→ **GOAL**:
Reproduce exactly the lines from the line with "Recreate this image" through the line with "import React from", both included, and no other lines.

→ **DATA LISTING**:

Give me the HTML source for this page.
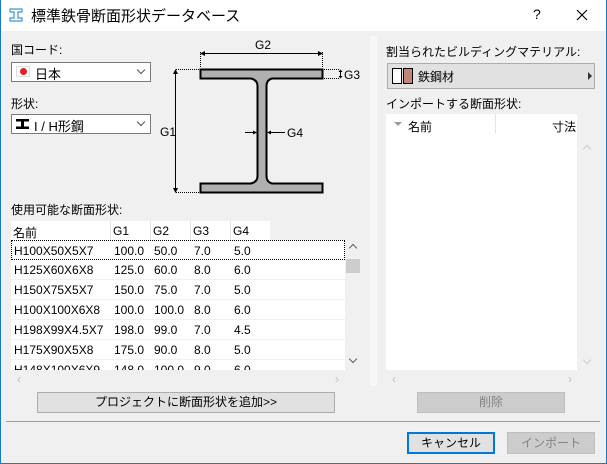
==
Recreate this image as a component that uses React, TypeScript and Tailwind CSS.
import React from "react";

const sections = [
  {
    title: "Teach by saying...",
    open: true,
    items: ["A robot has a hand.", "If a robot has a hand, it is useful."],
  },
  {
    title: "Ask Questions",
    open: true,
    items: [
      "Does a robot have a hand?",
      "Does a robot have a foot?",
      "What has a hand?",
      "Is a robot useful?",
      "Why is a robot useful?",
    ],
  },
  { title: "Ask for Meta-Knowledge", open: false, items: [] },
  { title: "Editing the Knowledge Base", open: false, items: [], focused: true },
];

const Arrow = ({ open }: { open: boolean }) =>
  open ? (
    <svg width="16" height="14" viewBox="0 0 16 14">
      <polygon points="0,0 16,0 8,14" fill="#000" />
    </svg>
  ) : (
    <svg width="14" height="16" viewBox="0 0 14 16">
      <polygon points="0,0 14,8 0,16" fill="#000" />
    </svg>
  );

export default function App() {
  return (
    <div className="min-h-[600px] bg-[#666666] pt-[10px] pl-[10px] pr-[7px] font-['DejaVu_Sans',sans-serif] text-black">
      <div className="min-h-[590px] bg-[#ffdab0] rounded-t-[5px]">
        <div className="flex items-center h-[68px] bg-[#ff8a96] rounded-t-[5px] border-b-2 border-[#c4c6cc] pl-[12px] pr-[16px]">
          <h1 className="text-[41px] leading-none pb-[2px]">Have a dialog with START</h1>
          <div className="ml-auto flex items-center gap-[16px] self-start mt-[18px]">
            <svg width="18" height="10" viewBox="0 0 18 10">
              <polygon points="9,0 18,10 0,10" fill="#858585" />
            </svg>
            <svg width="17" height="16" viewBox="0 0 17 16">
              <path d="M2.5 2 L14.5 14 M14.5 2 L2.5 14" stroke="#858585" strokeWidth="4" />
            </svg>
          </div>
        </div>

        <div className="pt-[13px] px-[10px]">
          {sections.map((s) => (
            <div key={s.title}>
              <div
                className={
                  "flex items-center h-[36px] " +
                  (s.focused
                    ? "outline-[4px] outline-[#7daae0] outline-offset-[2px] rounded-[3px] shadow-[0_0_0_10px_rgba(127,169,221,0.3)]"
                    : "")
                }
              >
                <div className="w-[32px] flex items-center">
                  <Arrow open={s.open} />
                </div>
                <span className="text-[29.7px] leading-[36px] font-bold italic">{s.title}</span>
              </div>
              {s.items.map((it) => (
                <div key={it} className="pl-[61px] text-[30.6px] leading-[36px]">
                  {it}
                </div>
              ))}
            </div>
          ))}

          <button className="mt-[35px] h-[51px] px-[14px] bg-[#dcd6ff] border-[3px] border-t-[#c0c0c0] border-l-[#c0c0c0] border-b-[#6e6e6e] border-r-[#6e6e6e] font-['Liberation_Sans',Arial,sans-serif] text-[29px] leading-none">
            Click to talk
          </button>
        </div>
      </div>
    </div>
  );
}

→ **RESPONSE BELOW**:
Recreate this image as a component that uses React, TypeScript and Tailwind CSS.
import React from "react";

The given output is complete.